Liutauras Vilda wrote:
Erwan Jumel wrote:Yes I understand what you mean, with a good understanding of the game it's easier to program, but from what I understand, the method must return true if the adjacent square is revealed and if it has no adjacent mine (the mine is the "-1" so the bomb!).
Well, it isn't very clear what kind of functionality you'd be trying to satisfy with such method.
So we have this, what you wrote earlier:
Erwan Jumel wrote:...we have a function that must return a boolean, it must return true if one of the squares adjacent to the coordinate box (i,j) is revealed and has no adjacent mine
Do you have some class which holds information whether it was revealed or not? Do you have some method which tells how many bombs you have in adjacent tiles? Without having that information, obviously you couldn't return true or false, simply because you couldn't make a decision without such information.
You mentioned it is a group project, so I still don't fully understand what is your task. Just that one method to implement? If that's the case, you need to wait until somebody else done their job.
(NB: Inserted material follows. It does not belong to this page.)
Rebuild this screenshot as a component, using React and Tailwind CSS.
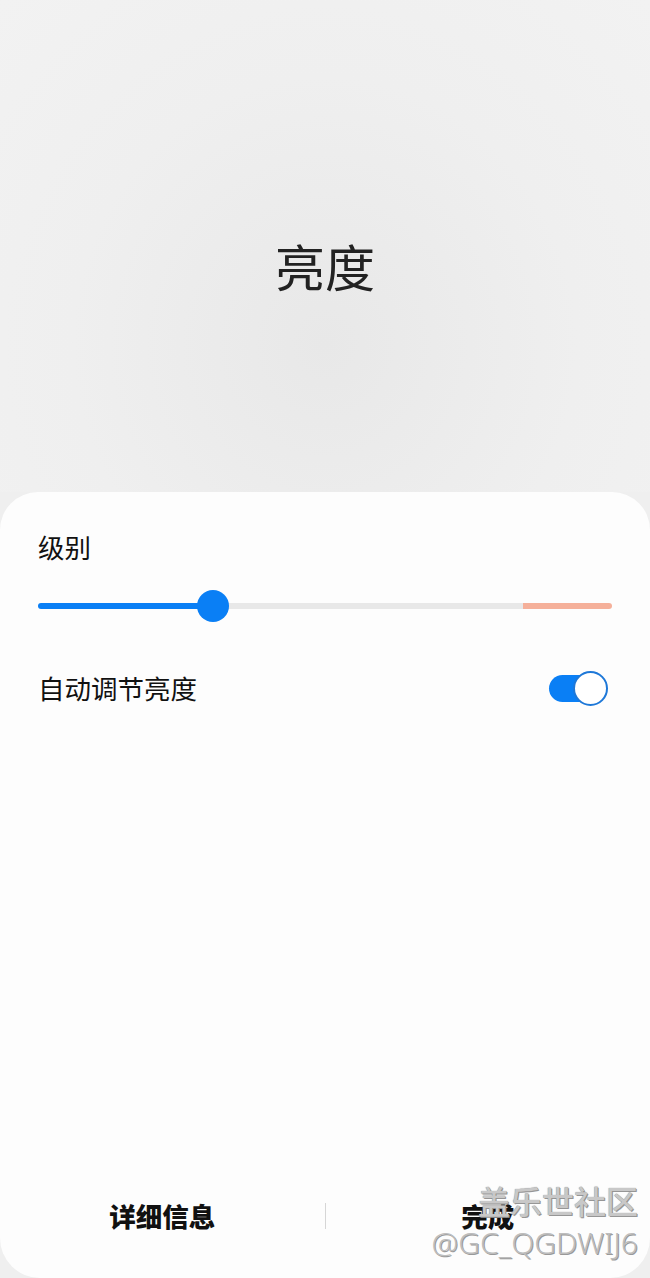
export default function App() {
  const font = { fontFamily: '"Noto Sans CJK SC", "Noto Sans", sans-serif' };
  return (
    <div
      className="relative w-[650px] h-[1278px] overflow-hidden bg-[#efefef] flex flex-col"
      style={font}
    >
      <div className="h-[492px] shrink-0 flex justify-center pt-[233px] bg-[radial-gradient(ellipse_at_50%_70%,#e8e8e8_0%,#efefef_55%,#f2f2f2_100%)]">
        <h1 className="text-[50px] leading-[64px] text-[#222]">亮度</h1>
      </div>

      <div className="flex-1 flex flex-col bg-[#fdfdfd] rounded-t-[38px] rounded-b-[40px] px-[38px]">
        <div className="pt-[37px] text-[26.5px] leading-[36px] text-[#111]">级别</div>

        <div className="relative mt-[25px] h-[32px] flex items-center">
          <div className="flex w-full h-[6px] rounded-full overflow-hidden">
            <div className="w-[175px] bg-[#0a7ff5]" />
            <div className="flex-1 bg-[#e8e8e8]" />
            <div className="w-[89px] bg-[#f5b09a]" />
          </div>
          <div className="absolute left-[159px] top-0 w-[32px] h-[32px] rounded-full bg-[#0a7ff5]" />
        </div>

        <div className="mt-[48px] flex items-center justify-between">
          <span className="text-[26.5px] leading-[36px] text-[#111]">自动调节亮度</span>
          <div className="relative w-[59px] h-[35px] mr-[4px]">
            <div className="absolute left-0 top-[4px] w-[50px] h-[27px] rounded-full bg-[#0a7ff5]" />
            <div className="absolute right-0 top-0 w-[35px] h-[35px] rounded-full bg-white border-[2px] border-[#1e78d8]" />
          </div>
        </div>

        <div className="mt-auto mb-[44px] flex items-center -mx-[38px]">
          <div className="flex-1 text-center text-[26.5px] font-black text-[#111] leading-[36px]">详细信息</div>
          <div className="w-px h-[26px] bg-[#d6d6d6]" />
          <div className="flex-1 text-center text-[26.5px] font-black text-[#111] leading-[36px]">完成</div>
        </div>
      </div>

      <div className="absolute right-[12px] bottom-[20px] flex flex-col items-end gap-[12px] pointer-events-none">
        <span className="text-[32px] leading-[32px] font-medium text-[#c8c8c8] [text-shadow:0_0_1px_#777,1px_1px_0_#999]">
          盖乐世社区
        </span>
        <span
          className="text-[30px] leading-[30px] text-[#bdbdbd] [text-shadow:1px_1px_0_#999]"
          style={{ fontFamily: '"Noto Sans", sans-serif', fontWeight: 300 }}
        >
          @GC_QGDWIJ6
        </span>
      </div>
    </div>
  );
}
Or you need to implement full game?
Paul Clapham wrote:
Erwan Jumel wrote:from what I understand, the method must return true if the adjacent square is revealed and if it has no adjacent mine (the mine is the "-1" so the bomb!).
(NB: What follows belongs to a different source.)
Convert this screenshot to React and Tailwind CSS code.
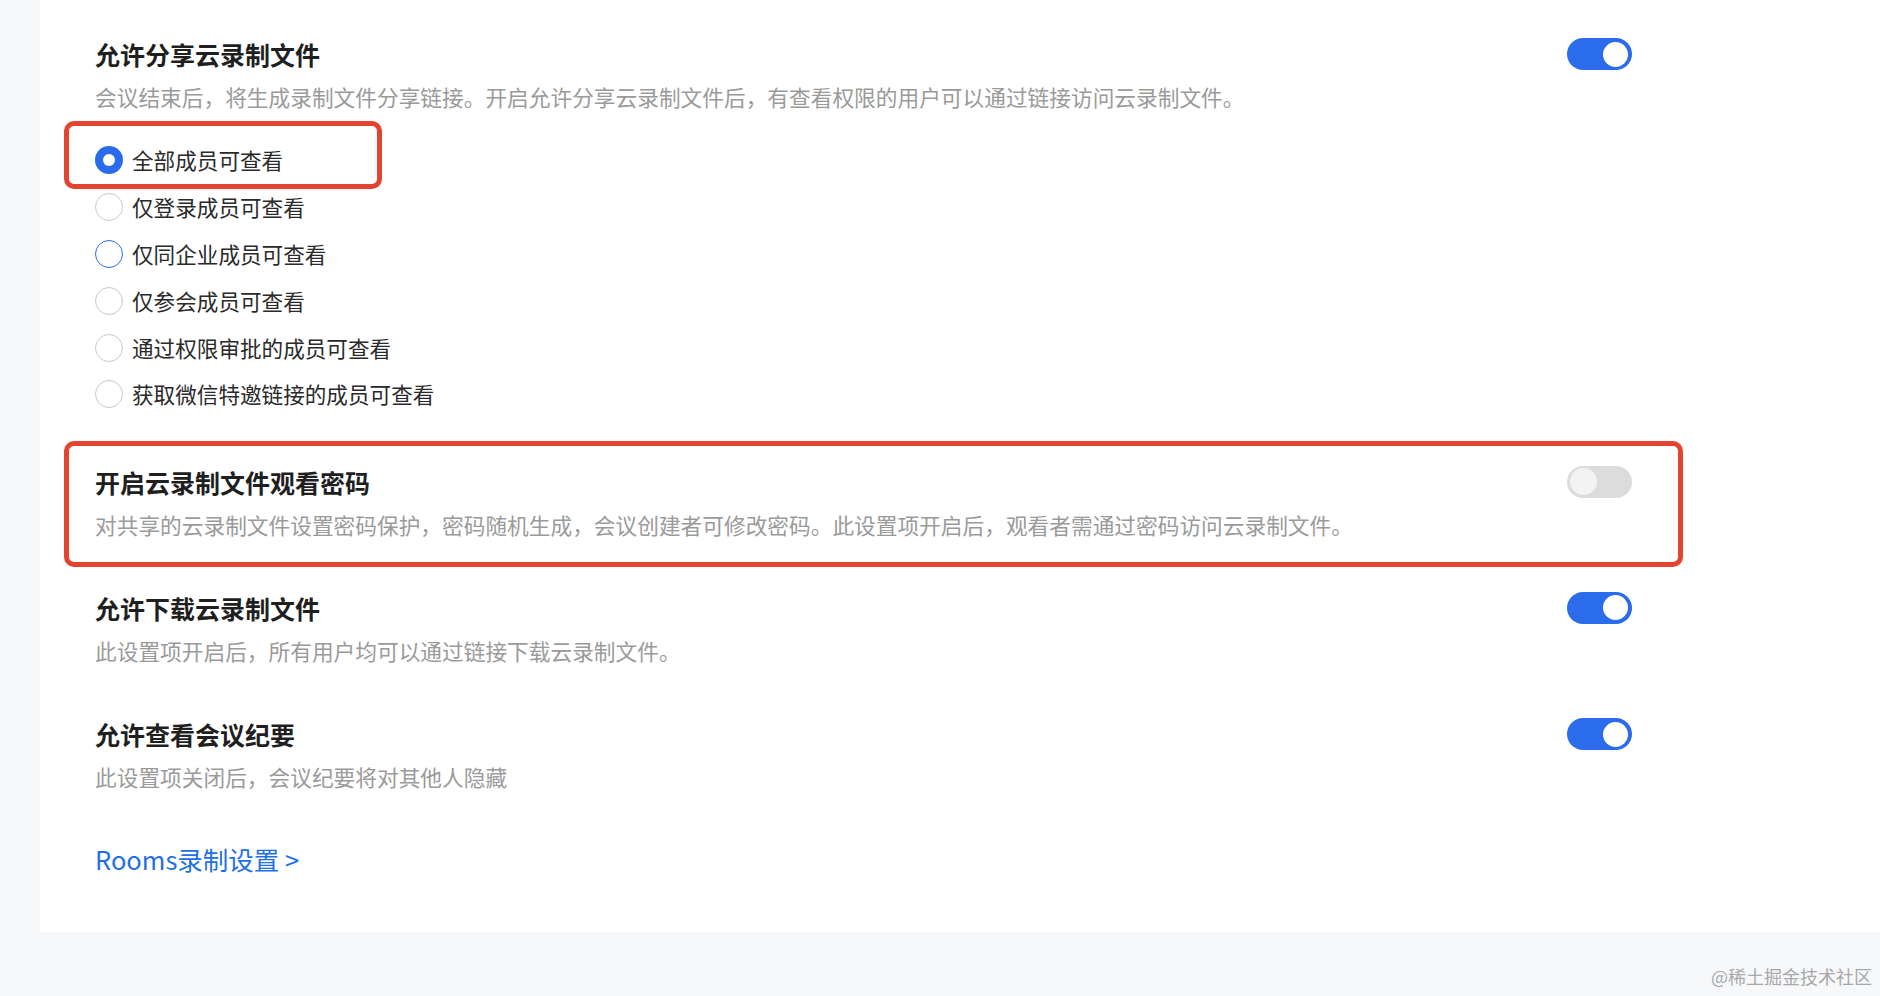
import React from 'react';

const font = { fontFamily: '"Noto Sans CJK SC", "Noto Sans", sans-serif' };

function Toggle({ on }) {
  return (
    <div
      className={
        on
          ? 'flex h-[32px] w-[65px] items-center justify-end rounded-full bg-[#2b6cec] px-[4px]'
          : 'flex h-[32px] w-[65px] items-center justify-start rounded-full bg-[#dcdcdc] px-[3px]'
      }
    >
      <div className={on ? 'h-[25px] w-[25px] rounded-full bg-white' : 'h-[27px] w-[27px] rounded-full bg-[#f3f3f3]'} />
    </div>
  );
}

function Radio({ label, checked, hover }) {
  return (
    <div className="flex h-[46.8px] items-center gap-[9px]">
      {checked ? (
        <div className="flex h-[28px] w-[28px] items-center justify-center rounded-full bg-[#2b6cec]">
          <div className="h-[12px] w-[12px] rounded-full bg-white" />
        </div>
      ) : (
        <div
          className={
            hover
              ? 'h-[28px] w-[28px] rounded-full border border-[#2b6cec] bg-white'
              : 'h-[28px] w-[28px] rounded-full border border-[#c9c9c9] bg-white'
          }
        />
      )}
      <span className="text-[21.6px] leading-[30px] text-[#2a2a2a]">{label}</span>
    </div>
  );
}

function Section({ title, desc, on }) {
  return (
    <div>
      <div className="flex h-[34px] items-center justify-between">
        <h3 className="text-[25px] font-bold leading-[34px] text-[#1f1f1f]">{title}</h3>
        <Toggle on={on} />
      </div>
      <p className="mt-[11px] text-[21.7px] leading-[30px] text-[#9a9a9a]">{desc}</p>
    </div>
  );
}

export default function App() {
  return (
    <div className="flex min-h-[996px] w-[1880px] flex-col bg-[#f7f8fa]" style={font}>
      <div className="flex">
        <div className="w-[40px]" />
        <div className="h-[932px] flex-1 bg-white pl-[55px] pt-[37px]">
          <div className="w-[1537px]">
            {/* 分享 */}
            <Section
              title="允许分享云录制文件"
              desc="会议结束后，将生成录制文件分享链接。开启允许分享云录制文件后，有查看权限的用户可以通过链接访问云录制文件。"
              on
            />

            <div className="mt-[25px]">
              <div className="relative">
                <Radio label="全部成员可查看" checked />
                <div className="pointer-events-none absolute -left-[31px] -top-[16px] -bottom-[5px] w-[318px] rounded-[10px] border-[5px] border-[#e4432f]" />
              </div>
              <Radio label="仅登录成员可查看" />
              <Radio label="仅同企业成员可查看" hover />
              <Radio label="仅参会成员可查看" />
              <Radio label="通过权限审批的成员可查看" />
              <Radio label="获取微信特邀链接的成员可查看" />
            </div>

            {/* 密码 */}
            <div className="relative mt-[47px]">
              <Section
                title="开启云录制文件观看密码"
                desc="对共享的云录制文件设置密码保护，密码随机生成，会议创建者可修改密码。此设置项开启后，观看者需通过密码访问云录制文件。"
              />
              <div className="pointer-events-none absolute -left-[31px] -right-[51px] -top-[24px] -bottom-[27px] rounded-[10px] border-[5px] border-[#e4432f]" />
            </div>

            <div className="mt-[51px]">
              <Section title="允许下载云录制文件" desc="此设置项开启后，所有用户均可以通过链接下载云录制文件。" on />
            </div>

            <div className="mt-[51.5px]">
              <Section title="允许查看会议纪要" desc="此设置项关闭后，会议纪要将对其他人隐藏" on />
            </div>

            <a href="#" className="mt-[49.5px] inline-block text-[25.5px] leading-[34px] text-[#1f6fe5]">
              Rooms录制设置 &gt;
            </a>
          </div>
        </div>
      </div>
      <div className="flex h-[64px] items-end justify-end pb-[6px] pr-[8px]">
        <span className="text-[18px] text-[#a8a8a8]">@稀土掘金技术社区</span>
      </div>
    </div>
  );
}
Not "the" adjacent square -- there's always more than one adjacent square. But other than that, do you have another question to ask?
Liutauras Vilda wrote:
ewen lmj wrote:The for (7,1) the function will return "true" , because it has an adjacent cell revealed and has no adjacent mine.
Could be, but what's then?
ewen lmj wrote:I had thought of making a "revealed" function
Word function on its own suggest, that it does somehting. For example, sums something, in which case Sum would be a good function name, draws something, in which case Draw would be a great function name.
And now you suggest Revealed (something what seems happened already in the past). What that supposed to mean/do? Maybe Reveal would be something what would make more sense... Anyway, that seem to be too early.
I suggest you stop thinking about particular function(s) and what they'd return.
Think about the game first. Do you understand the mechanics behind the game? For instance.. Simplest case is probably you guessed correctly, open (or reveal as discussed) the tile, and it is a bomb - game is over. Clear outcome? I'd think so.
Now, you click on the tile, and it isn't a bomb. How many kind of different conceptual scenarios could be in such case?
I guess what I'm trying to say - write down the game first, so you and everybody else understands what's happening behind the hood. Or algorithm so to speak. Once you understand actually how the game works - then would be much easier to start. Somewhere.